All of that is just me being cynical about narrative patterns, doesn’t mean that these aren’t good movies! Gold, for instance, uses the narrative pattern not just to elevate its middle-aged hero Akshay, but the whole concept of India the country. India-the-country already had success in field hockey, but it wasn’t true success, didn’t really count, and that’s why this late in life second chance matters so much.
Also, it’s not just about Akshay, it’s about Akshay contrasting with the younger team. Akshay remembers British India and the old days, but Amit Sadh and Kunal Kapoor and so on represent young India who are still waiting for that first chance. A nice thematic melding of the two versions of sports films, the second chance for Akshay and the old British India, and the first chance for Amit and Kunal and the new Independent India.
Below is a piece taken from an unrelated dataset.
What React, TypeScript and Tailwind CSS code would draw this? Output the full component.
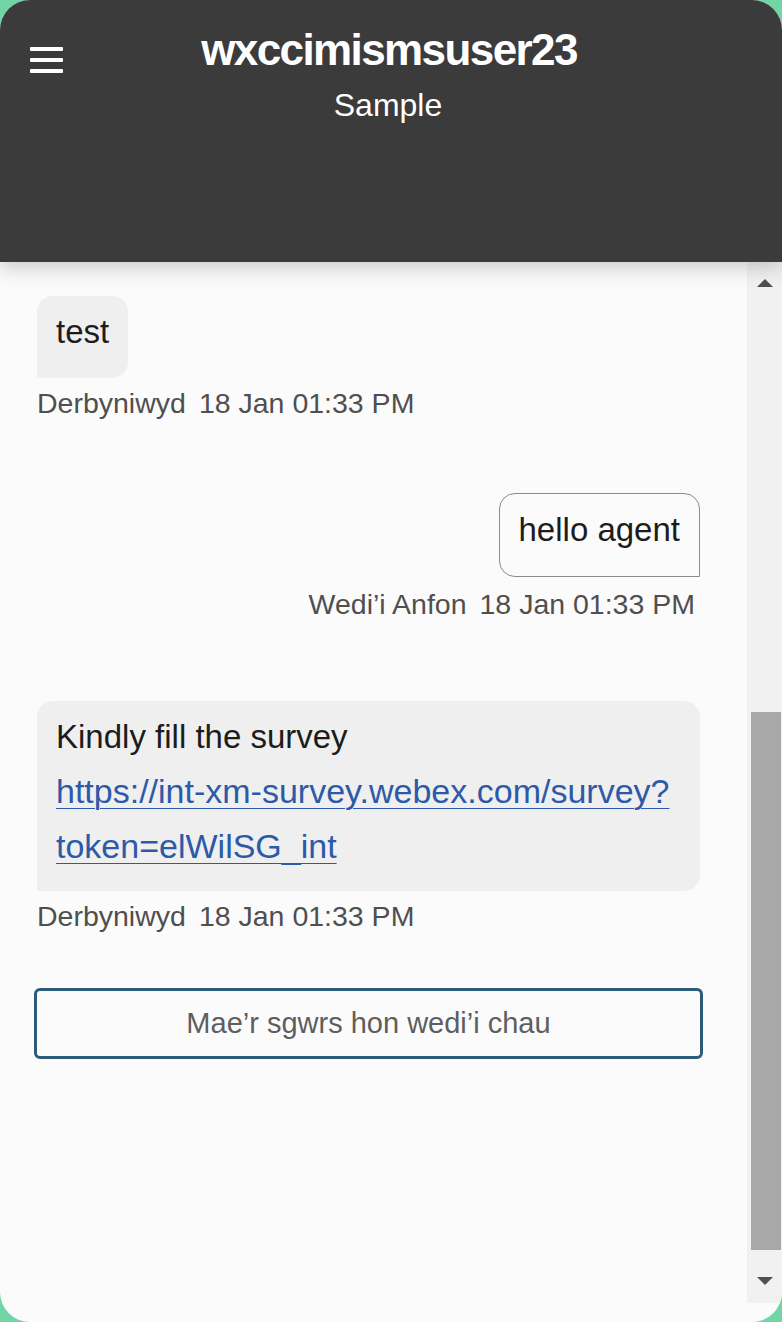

And then there’s Soorma. Which, really, how could you resist turning this story into a movie? He’s an international level field hockey player who was shot, learned how to walk again, and rejoined the team better than ever! It was MADE to be a movie!!!!!
Plus, Diljit Dosanjh is perfect for the part, easy going but determined. And Taapsee Pannu and Vijay Raaz. And directed by Shaad Ali. And an interesting movie just from the background talent, a Punjabi star, a southern actress who crossed over to Hindi, an art film actor, and a mainstream director who had some success years ago but not recently, making a part Punjabi and part Hindi film.
There’s been so much focus on southern bi-linguals, Saaho and The Ghazi Attack and so on, but the idea of a Punjabi-Hindi industry connection makes a lot more sense. The Punjabi industry has quietly been turning into a major power in the past few years, and the language and cultural barriers between it and Hindi are much less. So it is mutually beneficial for the Punjabi industry to get some new viewers from Hindi, and vice versa, through this kind of collaboration.
In terms of plot, I could do without the “he gave up hockey, fell in love, was inspired, went back to it” ridiculousness. It just feels like they were stretching out the story so there would be something to do in the first half of the film pre-shooting. And way too reminiscent of Bhaag Milkha Bhaag and Sultan. But whatever, I am still THERE for the whole triumphal raising himself from the wheelchair part of the plot. I am a sucker for those. And also for Diljit in general.
And another Sanju teaser! And watching this teaser in comparison with the others made me realize that the story they are telling is yet another middle-aged underdog success. He was talented when he was young with the world at his feet (Rocky etc.), he went through a really dark period (drugs), he worked his way back, and just as he finally had success (Munna Bhai/90s hits), it all came crashing down again (jail times two). Only, it doesn’t fit the template perfectly, because he wasn’t actually that successful before the drugs, and the drugs didn’t really have that big of a professional effect (personal effect, enormous, but professionally it wasn’t a straight forward success-failure-success pattern). And he had two separate fall and rise moments, Naam to the first arrest, and then Munna Bhai to the jail term.
But Raju knows that this template sells, so by golly he is going to force Sanjay’s story into it. Even if it means skipping large sections and massaging the truth quite a bit in what is remaining. Sanjay was a success and on top of the world, fell, rose up again, fell again, and rose again. And it is all EPIC, and not just how life is for most people, you have your ups and your downs.
For this trailer in particular, it felt very surreal to me, seeing Ranbir digitally inserted into Munna Bhai footage. And also makes his performance seem, just, strange. Because we have such a direct comparison and (to me at least) it feels like he is going through the motions of Sanjay’s performance in the film but without the heart behind it. Like watching someone speak dialogue they learned phonetically without understanding the words. Which is always the problem with biopics, at what point can the actor stop an empty imitation of the real person, and start bringing in their own interpretation of the person as a character they are playing?
I suspect that Ranbir’s performance will be much stronger in the early sections, back when Sanjay was less defined in the minds of the public so Ranbir can invent things, versus the later sections when he is playing a character so familiar to all of us that he will be nervous about doing anything new. And this what Salman Khan was getting at in his much-quoted comment that “For Sanju, I was thinking why is somebody else playing this bit? The last 8-10 years. You cannot do justice to that. Sanju should have played the last bit”. There is just no way for an actor to play someone so familiar to the public without turning it into an empty mimicry, or else something new that the audience will reject as not being “real”. Far far better and more powerful to have Sanjay play himself.